Though the public discourse around it suggests a lack of clarity regarding what is actually on the ballot, the issue before voters is a rather simple constitutional amendment. It would widen the named uses of income tax revenue to support the systems of public education and higher education so that it could also be used “to support children and to support individuals with a disability.” Looking at the proposed constitutional language alone, this simply expands the pool of potential items that may be funded from income tax revenue.
Some look to minimize the change by pointing out that current constitutional language already defines public education (for these revenue dedication purposes) broadly. It includes all public elementary and secondary schools “and such other schools and programs as the Legislature may designate.” This last phrase could be interpreted — albeit subject to lawsuit — as allowing the uses of income tax revenues beyond education. But the constitutional amendment leaves this language intact and opens the field further to additional named categories of potential expenditure.
That said, the amendment is designed to provide the state with greater budgetary flexibility, allowing a broader use of income taxes. This means that the constitutional revenue dedication can be diluted with uses outside of education. Indeed, if this were not the case, one would wonder why voters are being asked to consider this amendment at all.

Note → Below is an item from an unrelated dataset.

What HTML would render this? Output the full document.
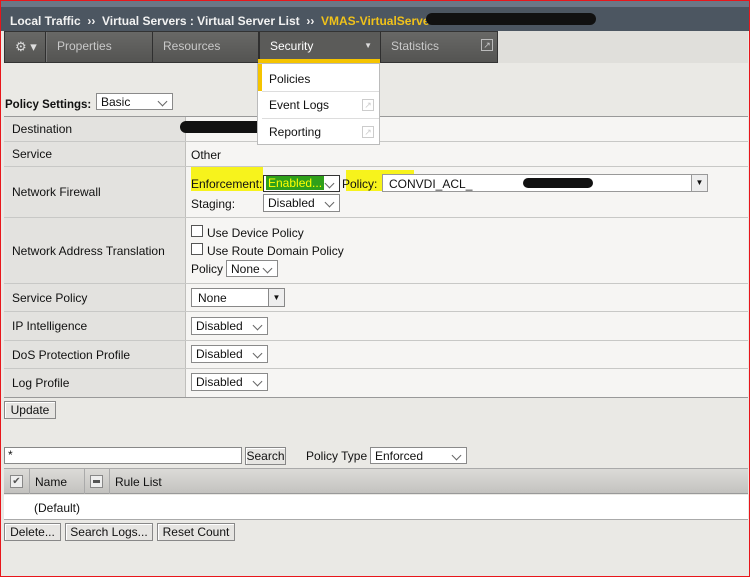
<!DOCTYPE html>
<html><head><style>
*{box-sizing:border-box;margin:0;padding:0}
body{width:750px;height:577px;position:relative;overflow:hidden;background:#eae9e5;font-family:"Liberation Sans",Arial,sans-serif;font-size:12px;color:#111}
.a{position:absolute;white-space:nowrap}
.frame{left:0;top:0;width:750px;height:577px;border:1px solid #e8161b;z-index:50;pointer-events:none}
.hdr{left:1px;top:0;width:748px;height:31px;background:#4c5661;border-top:7px solid #6b7786}
.hdr .t{position:absolute;left:9px;top:7px;font-weight:bold;font-size:12px;color:#f2f2f2;white-space:nowrap}
.nav{left:4px;top:31px;width:494px;height:32px;background:linear-gradient(#686866,#545452);border:1px solid #333}
.tab{position:absolute;top:0;height:30px;border-right:1px solid #2f2f2f;color:#c9c9c9;font-size:12px;padding:7px 0 0 10px;white-space:nowrap}
.sel{position:absolute;height:20px;border:1px solid #8a8a8a;background:#fff;font-size:12px;padding:2px 4px;white-space:nowrap}
.sel:after{content:"";position:absolute;right:6px;top:4px;width:6px;height:6px;border-right:1px solid #666;border-bottom:1px solid #666;transform:rotate(45deg)}
.row{position:absolute;left:4px;width:744px;border-bottom:1px solid #c8c8c6}
.lab{position:absolute;left:0;top:0;bottom:0;width:182px;background:#e3e2df;border-right:1px solid #c0bfbc;padding-left:8px;display:flex;align-items:center}
.val{position:absolute;left:182px;right:0;top:0;bottom:0;background:#f6f5f3}
.btn{position:absolute;height:18px;border:1px solid #888;background:#e6e5e2;font-size:12px;padding:1px 5px;box-shadow:inset 1px 1px #fff;white-space:nowrap;text-align:center}
.cb{position:absolute;width:12px;height:12px;border:1px solid #555;background:#fff}
</style></head><body>
<div class="a frame"></div>
<div class="a hdr"><span class="t">Local Traffic &nbsp;›› &nbsp;Virtual Servers : Virtual Server List &nbsp;›› &nbsp;<span style="color:#f0c21a">VMAS-VirtualServe</span></span>
<div class="a" style="left:425px;top:6px;width:170px;height:12px;background:#111;border-radius:10px"></div></div>
<div class="a" style="left:498px;top:31px;width:250px;height:32px;background:#e0dfdb"></div>
<div class="a nav">
<div class="tab" style="left:0;width:41px;color:#ddd;font-size:13px">⚙ ▾</div>
<div class="tab" style="left:41px;width:107px;border-left:1px solid #777">Properties</div>
<div class="tab" style="left:148px;width:106px">Resources</div>
<div class="tab" style="left:254px;width:122px;color:#fff;background:#5b5b59;border-left:1px solid #2f2f2f">Security<span style="position:absolute;right:8px;top:9px;font-size:8px;color:#ddd">▼</span></div>
<div class="tab" style="left:376px;width:118px;border-right:0">Statistics<span style="position:absolute;right:6px;top:7px;width:12px;height:12px;border:1px solid #bbb;font-size:9px;line-height:10px;text-align:center">↗</span></div>
</div>
<div class="a" style="left:258px;top:59px;width:122px;height:4px;background:#f5c400"></div>
<div class="a" style="left:257px;top:63px;width:123px;height:82px;background:#fff;border:1px solid #bbb;z-index:5">
<div class="a" style="left:0;top:0;width:4px;height:27px;background:#f5c400"></div>
<div class="a" style="left:11px;top:8px">Policies</div>
<div class="a" style="left:4px;top:27px;width:117px;border-top:1px solid #ddd"></div>
<div class="a" style="left:11px;top:34px">Event Logs</div>
<div class="a" style="left:4px;top:54px;width:117px;border-top:1px solid #ddd"></div>
<div class="a" style="left:11px;top:61px">Reporting</div>
<div class="a" style="left:104px;top:35px;width:12px;height:12px;border:1px solid #ccc;color:#ccc;font-size:9px;text-align:center">↗</div>
<div class="a" style="left:104px;top:62px;width:12px;height:12px;border:1px solid #ccc;color:#ccc;font-size:9px;text-align:center">↗</div>
</div>
<div class="a" style="left:5px;top:99px;font-weight:bold;font-size:11.5px">Policy Settings:</div>
<div class="sel" style="left:96px;top:93px;width:77px;height:17px;padding-top:1px">Basic</div>
<div class="a" style="left:4px;top:116px;width:744px;border-top:1px solid #999"></div>
<div class="row" style="top:117px;height:25px"><div class="lab">Destination</div><div class="val"></div></div>
<div class="a" style="left:180px;top:121px;width:90px;height:12px;background:#111;border-radius:8px"></div>
<div class="row" style="top:142px;height:25px"><div class="lab">Service</div><div class="val"><span class="a" style="left:5px;top:6px">Other</span></div></div>
<div class="row" style="top:167px;height:51px"><div class="lab">Network Firewall</div><div class="val">
<div class="a" style="left:5px;top:0;width:72px;height:24px;background:#f7f31c"></div>
<div class="a" style="left:160px;top:3px;width:68px;height:21px;background:#f7f31c"></div>
<span class="a" style="left:5px;top:10px">Enforcement:</span>
<div class="sel" style="left:77px;top:8px;width:77px;height:17px;padding:0 2px;border-color:#333"><span style="background:#2fa01a;color:#ff0;padding:0 2px">Enabled...</span></div>
<span class="a" style="left:156px;top:10px">Policy:</span>
<div class="a" style="left:196px;top:7px;width:326px;height:18px;background:#fff;border:1px solid #999;padding:2px 6px">CONVDI_ACL_
<div class="a" style="left:140px;top:3px;width:70px;height:10px;background:#111;border-radius:6px"></div>
<div class="a" style="right:0;top:0;width:16px;height:16px;border-left:1px solid #999;background:#eee;font-size:8px;text-align:center;line-height:16px">▼</div></div>
<span class="a" style="left:5px;top:30px">Staging:</span>
<div class="sel" style="left:77px;top:27px;width:77px;height:18px;padding-top:1px">Disabled</div>
</div></div>
<div class="row" style="top:218px;height:66px"><div class="lab">Network Address Translation</div><div class="val">
<div class="cb" style="left:5px;top:7px"></div><span class="a" style="left:21px;top:8px">Use Device Policy</span>
<div class="cb" style="left:5px;top:25px"></div><span class="a" style="left:21px;top:26px">Use Route Domain Policy</span>
<span class="a" style="left:5px;top:44px">Policy</span>
<div class="sel" style="left:40px;top:42px;width:52px;height:17px;padding-top:1px">None</div>
</div></div>
<div class="row" style="top:284px;height:28px"><div class="lab">Service Policy</div><div class="val">
<div class="a" style="left:5px;top:4px;width:94px;height:19px;background:#fff;border:1px solid #888;padding:2px 6px">None<div class="a" style="right:0;top:0;width:16px;height:17px;border-left:1px solid #888;background:#eee;font-size:8px;text-align:center;line-height:17px">▼</div></div></div></div>
<div class="row" style="top:312px;height:29px"><div class="lab">IP Intelligence</div><div class="val"><div class="sel" style="left:5px;top:5px;width:77px;height:18px;padding-top:1px">Disabled</div></div></div>
<div class="row" style="top:341px;height:28px"><div class="lab">DoS Protection Profile</div><div class="val"><div class="sel" style="left:5px;top:4px;width:77px;height:18px;padding-top:1px">Disabled</div></div></div>
<div class="row" style="top:369px;height:29px;border-bottom:1px solid #999"><div class="lab">Log Profile</div><div class="val"><div class="sel" style="left:5px;top:4px;width:77px;height:18px;padding-top:1px">Disabled</div></div></div>
<div class="btn" style="left:4px;top:401px;width:52px;padding:1px 0">Update</div>
<div class="a" style="left:4px;top:447px;width:238px;height:17px;background:#fff;border:1px solid #888;padding:0 3px">*</div>
<div class="btn" style="left:245px;top:447px;width:41px;padding:1px 0">Search</div>
<span class="a" style="left:306px;top:449px">Policy Type</span>
<div class="sel" style="left:370px;top:447px;width:97px;height:17px;padding-top:1px">Enforced</div>
<div class="a" style="left:4px;top:468px;width:744px;height:26px;background:linear-gradient(#dcdbd8,#c3c2bf);border-top:1px solid #aaa;border-bottom:1px solid #999">
<div class="a" style="left:25px;top:0;height:25px;border-left:1px solid #aaa"></div>
<div class="a" style="left:80px;top:0;height:25px;border-left:1px solid #aaa"></div>
<div class="a" style="left:105px;top:0;height:25px;border-left:1px solid #aaa"></div>
<div class="a" style="left:6px;top:6px;width:13px;height:13px;border:1px solid #888;background:#eee;font-size:10px;line-height:11px;text-align:center;color:#555">✔</div>
<div class="a" style="left:86px;top:6px;width:13px;height:13px;border:1px solid #888;background:#eee"><div class="a" style="left:2px;top:4px;width:7px;height:3px;background:#555"></div></div>
<span class="a" style="left:31px;top:6px">Name</span><span class="a" style="left:111px;top:6px">Rule List</span></div>
<div class="a" style="left:4px;top:495px;width:744px;height:25px;background:#fff;border-bottom:1px solid #aaa"><span class="a" style="left:30px;top:6px">(Default)</span></div>
<div class="btn" style="left:4px;top:523px;width:57px;padding:1px 0">Delete...</div>
<div class="btn" style="left:65px;top:523px;width:88px;padding:1px 0">Search Logs...</div>
<div class="btn" style="left:157px;top:523px;width:78px;padding:1px 0">Reset Count</div>
</body></html>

Much more can be written about the amendment itself. However, a lot of the discussion around it pertains not to the amendment, but to related legislation. It is not unusual for a constitutional amendment to come with companion legislation, and that is the case here. Passage of the amendment would put into effect legislation that statutorily commits legislators to invest in the growth of public education and provide a safety net to protect this funding. The legislation provides base-level funding; it helps ensure funding increases that reflect student enrollment growth and inflation, in addition to providing money for an education stabilization rainy-day fund; and it statutorily calls for a 6% increase in education funding in the coming years. The notion is that voters would exchange a constitutional revenue dedication for a statutory funding dedication.
There are a couple of important points to consider about this legislation. First, similar legislation could be passed without the constitutional amendment. In other words, it is this legislation — not the constitutional amendment itself — that provides a layer of protection to education funding. Second, the legislation would be subject to change by a future vote of the Legislature. But then, that’s the advantage of statutory change versus a constitutional amendment: You can respond to shifting conditions in a timely manner. Amending the constitution requires not only legislative approval, but also the consent of voters, a much higher hurdle.
And that brings us back to the question at hand: Whether the level of protection the current constitutional language provides for education is worth the trade-off in state budgetary constraints. The Utah Foundation takes no position on the amendment, but we do believe voters should get clear on what the amendment does and does not do.